Ce personnage est un lobbyiste, pourquoi ?

Rares sont les observateurs qui ont examiné de près les lobbyistes, alors que le rôle de ces professionnels de l'influence est énorme. Elle restait encore moins étudiée sous la forme romanesque. Je m'étonne que les écrivains ne s'y soient pas intéressés plus tôt.
Et une idée m'excitait : jusqu'ici, les polars nous plongeaient volontiers dans la fumée des cigarettes et les vapeurs de l'alcool - beaucoup de polars américains citent des marques d'alcool et de cigarettes à longueur de pages !- alors j'ai voulu jouer avec cette tradition de manière inédite en dévoilant les coulisses. Dévoiler les secrets qui se cachent dans nos cigarettes et dans nos verres… un cocktail d'enfer !

 

Le personnage central est bourré de tocs. Est-ce autobiographique ?

Disons que c'est un sujet qui m'intéresse, comme tout le monde. On a tous des troubles compulsifs plus ou moins cachés. Dans le roman, j'ai scruté surtout les situations qui favorisent leur éclosion et ce qui les fait disparaître. Chez le héros du livre, les tocs se multiplient quand son destin prend un tour angoissant et incontrôlable. Ce sont des tentatives pour se rassurer, certes, mais ce qui est original chez lui, c'est le combat qu'il mène avec l'écriture pour les exorciser et qu'il note les moments où ils reculent.

 

Il tente aussi de repousser le mal par l'écriture…

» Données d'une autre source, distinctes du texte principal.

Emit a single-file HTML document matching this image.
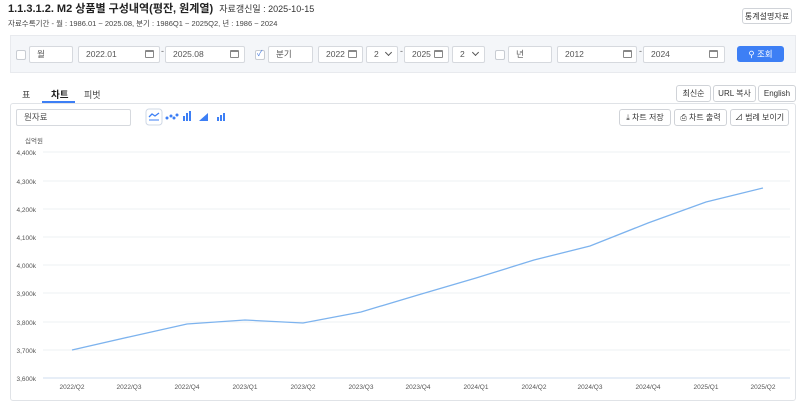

Oui, et cette lutte n'est pas facile non plus. L'écriture vous expose. Or, ce genre de gars a besoin de l'ombre comme nous de l'oxygène. Ils ne supportent pas les projecteurs. Les types comme ça ont affaire au langage tous les jours pour mentir au public, ce rapport est une affaire intime, ce sont des bonimenteurs, les mots leur servent à cacher plutôt qu'à dire la vérité. Or, écrire un journal intime, c'est tout le contraire, il s'agit de se dévoiler ! Donc une fissure se produit, il traverse une véritable crise existentielle et pense devenir fou. Je me suis amusé d'ailleurs à montrer la déflagration intérieure que peut provoquer chez un tel homme l'approche d'un journaliste d'investigation. L'idée qu'il devient lui-même l'objet d'une enquête l'effraie littéralement ! A cause du risque de voir ses activités dévoilées publiquement... Il n'a vraiment pas l'âme tranquille, il a beaucoup de morts sur la conscience… Mais il parvient à trouver des forces nouvelles dans l'écriture, plus il lui fait confiance, plus elle le change. Il finit par tout remettre en question.